> [Short exercise]: Using the records provided below, locate and copy each line that contains the word "with".

— start of Source material —

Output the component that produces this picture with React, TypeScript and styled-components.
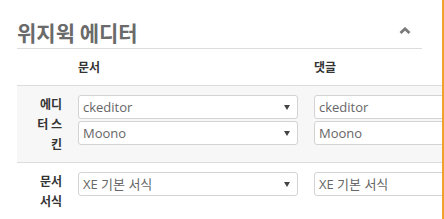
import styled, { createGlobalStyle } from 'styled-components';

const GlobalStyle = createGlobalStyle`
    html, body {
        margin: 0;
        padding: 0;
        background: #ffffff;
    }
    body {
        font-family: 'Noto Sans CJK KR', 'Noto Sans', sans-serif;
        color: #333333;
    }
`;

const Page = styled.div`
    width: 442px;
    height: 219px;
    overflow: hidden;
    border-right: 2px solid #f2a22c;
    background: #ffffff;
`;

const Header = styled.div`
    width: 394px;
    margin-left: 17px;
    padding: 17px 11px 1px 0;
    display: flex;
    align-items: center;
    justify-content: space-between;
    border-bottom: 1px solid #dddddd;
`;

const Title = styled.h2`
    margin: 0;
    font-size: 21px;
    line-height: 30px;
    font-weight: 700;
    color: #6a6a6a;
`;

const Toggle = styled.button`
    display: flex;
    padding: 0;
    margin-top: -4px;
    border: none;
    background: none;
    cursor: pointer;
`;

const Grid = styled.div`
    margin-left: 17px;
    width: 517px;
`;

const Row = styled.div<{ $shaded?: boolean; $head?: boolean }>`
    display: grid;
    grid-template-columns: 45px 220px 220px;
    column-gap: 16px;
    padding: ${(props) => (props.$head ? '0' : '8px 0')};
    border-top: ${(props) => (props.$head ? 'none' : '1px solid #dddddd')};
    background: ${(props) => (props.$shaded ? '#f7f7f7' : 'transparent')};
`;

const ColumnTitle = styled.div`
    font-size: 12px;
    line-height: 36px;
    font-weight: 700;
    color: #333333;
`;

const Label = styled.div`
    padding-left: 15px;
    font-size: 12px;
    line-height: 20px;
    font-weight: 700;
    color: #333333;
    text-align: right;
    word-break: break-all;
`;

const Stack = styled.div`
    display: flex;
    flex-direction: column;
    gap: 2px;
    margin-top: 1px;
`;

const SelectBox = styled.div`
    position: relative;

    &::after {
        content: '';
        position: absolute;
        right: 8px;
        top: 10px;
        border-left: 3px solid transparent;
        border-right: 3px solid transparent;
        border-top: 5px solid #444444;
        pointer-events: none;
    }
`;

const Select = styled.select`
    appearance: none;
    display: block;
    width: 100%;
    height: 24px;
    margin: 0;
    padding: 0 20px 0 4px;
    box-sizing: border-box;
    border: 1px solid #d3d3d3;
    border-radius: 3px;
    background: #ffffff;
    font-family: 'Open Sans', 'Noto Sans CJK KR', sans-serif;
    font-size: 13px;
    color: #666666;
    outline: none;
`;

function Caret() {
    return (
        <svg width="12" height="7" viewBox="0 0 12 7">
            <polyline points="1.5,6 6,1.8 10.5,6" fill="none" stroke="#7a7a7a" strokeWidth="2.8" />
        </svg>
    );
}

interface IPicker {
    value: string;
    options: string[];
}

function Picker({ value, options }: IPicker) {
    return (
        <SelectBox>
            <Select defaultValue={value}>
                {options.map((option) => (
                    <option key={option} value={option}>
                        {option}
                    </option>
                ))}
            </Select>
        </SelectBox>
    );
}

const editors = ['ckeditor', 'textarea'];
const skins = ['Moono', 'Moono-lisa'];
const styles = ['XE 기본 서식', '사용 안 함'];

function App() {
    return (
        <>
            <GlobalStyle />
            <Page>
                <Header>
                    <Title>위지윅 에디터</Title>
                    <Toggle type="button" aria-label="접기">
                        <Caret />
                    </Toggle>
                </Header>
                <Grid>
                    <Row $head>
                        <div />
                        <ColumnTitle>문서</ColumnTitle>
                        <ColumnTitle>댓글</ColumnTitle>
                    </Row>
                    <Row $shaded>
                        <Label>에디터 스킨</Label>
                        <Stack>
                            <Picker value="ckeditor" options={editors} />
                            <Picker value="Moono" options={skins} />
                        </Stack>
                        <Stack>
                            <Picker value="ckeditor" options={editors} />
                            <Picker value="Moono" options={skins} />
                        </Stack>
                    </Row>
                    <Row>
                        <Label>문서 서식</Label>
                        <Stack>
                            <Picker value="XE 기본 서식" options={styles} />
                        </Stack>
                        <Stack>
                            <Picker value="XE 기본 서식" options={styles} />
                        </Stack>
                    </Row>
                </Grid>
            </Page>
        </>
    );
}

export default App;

— end of Source material —
— start of Source material —

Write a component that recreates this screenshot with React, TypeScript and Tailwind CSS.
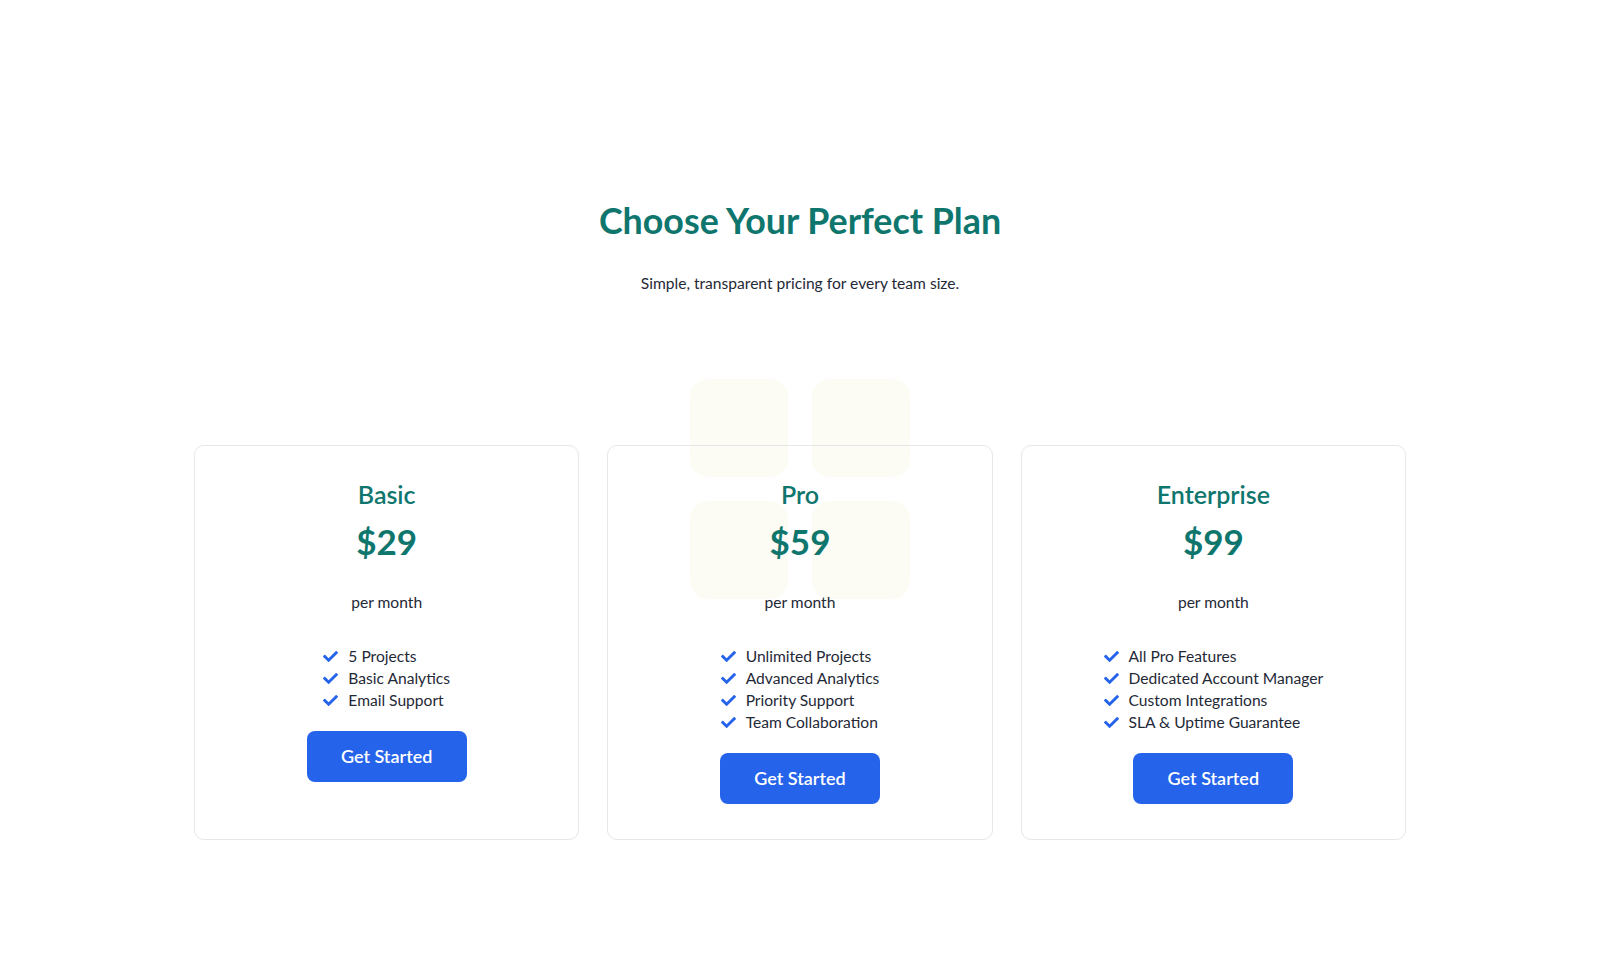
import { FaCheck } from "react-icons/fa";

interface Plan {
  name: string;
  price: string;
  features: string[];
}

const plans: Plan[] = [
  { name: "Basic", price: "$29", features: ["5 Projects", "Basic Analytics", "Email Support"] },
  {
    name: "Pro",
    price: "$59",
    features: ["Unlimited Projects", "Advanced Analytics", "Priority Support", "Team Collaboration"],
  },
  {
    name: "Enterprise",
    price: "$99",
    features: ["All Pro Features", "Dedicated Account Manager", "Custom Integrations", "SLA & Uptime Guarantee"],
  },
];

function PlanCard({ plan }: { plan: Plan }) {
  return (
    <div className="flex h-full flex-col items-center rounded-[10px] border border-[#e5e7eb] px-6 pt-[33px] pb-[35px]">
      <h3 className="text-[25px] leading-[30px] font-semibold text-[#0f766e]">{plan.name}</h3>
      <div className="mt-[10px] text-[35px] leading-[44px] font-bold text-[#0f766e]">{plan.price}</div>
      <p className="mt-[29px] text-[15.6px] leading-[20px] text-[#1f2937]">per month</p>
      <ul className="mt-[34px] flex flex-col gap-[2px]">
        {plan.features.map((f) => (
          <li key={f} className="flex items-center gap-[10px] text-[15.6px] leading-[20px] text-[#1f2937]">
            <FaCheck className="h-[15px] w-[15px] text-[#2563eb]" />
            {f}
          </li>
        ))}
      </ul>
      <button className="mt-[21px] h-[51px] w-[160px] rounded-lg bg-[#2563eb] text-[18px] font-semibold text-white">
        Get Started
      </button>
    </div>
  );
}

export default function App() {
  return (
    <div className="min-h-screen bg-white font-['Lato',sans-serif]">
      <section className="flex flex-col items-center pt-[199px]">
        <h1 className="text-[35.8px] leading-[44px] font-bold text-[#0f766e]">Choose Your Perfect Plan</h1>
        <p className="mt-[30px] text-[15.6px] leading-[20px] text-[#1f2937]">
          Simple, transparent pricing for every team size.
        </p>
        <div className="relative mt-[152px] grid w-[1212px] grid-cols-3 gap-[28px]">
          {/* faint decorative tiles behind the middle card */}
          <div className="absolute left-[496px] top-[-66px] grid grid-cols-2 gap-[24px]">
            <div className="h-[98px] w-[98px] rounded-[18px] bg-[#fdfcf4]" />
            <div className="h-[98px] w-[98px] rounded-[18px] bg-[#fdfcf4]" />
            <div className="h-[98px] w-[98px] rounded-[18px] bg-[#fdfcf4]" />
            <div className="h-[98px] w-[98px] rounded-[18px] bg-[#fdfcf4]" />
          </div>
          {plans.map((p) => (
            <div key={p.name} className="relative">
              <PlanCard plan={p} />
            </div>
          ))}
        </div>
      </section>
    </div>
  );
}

— end of Source material —

> [Answer to this exercise]:
Output the component that produces this picture with React, TypeScript and styled-components.
Write a component that recreates this screenshot with React, TypeScript and Tailwind CSS.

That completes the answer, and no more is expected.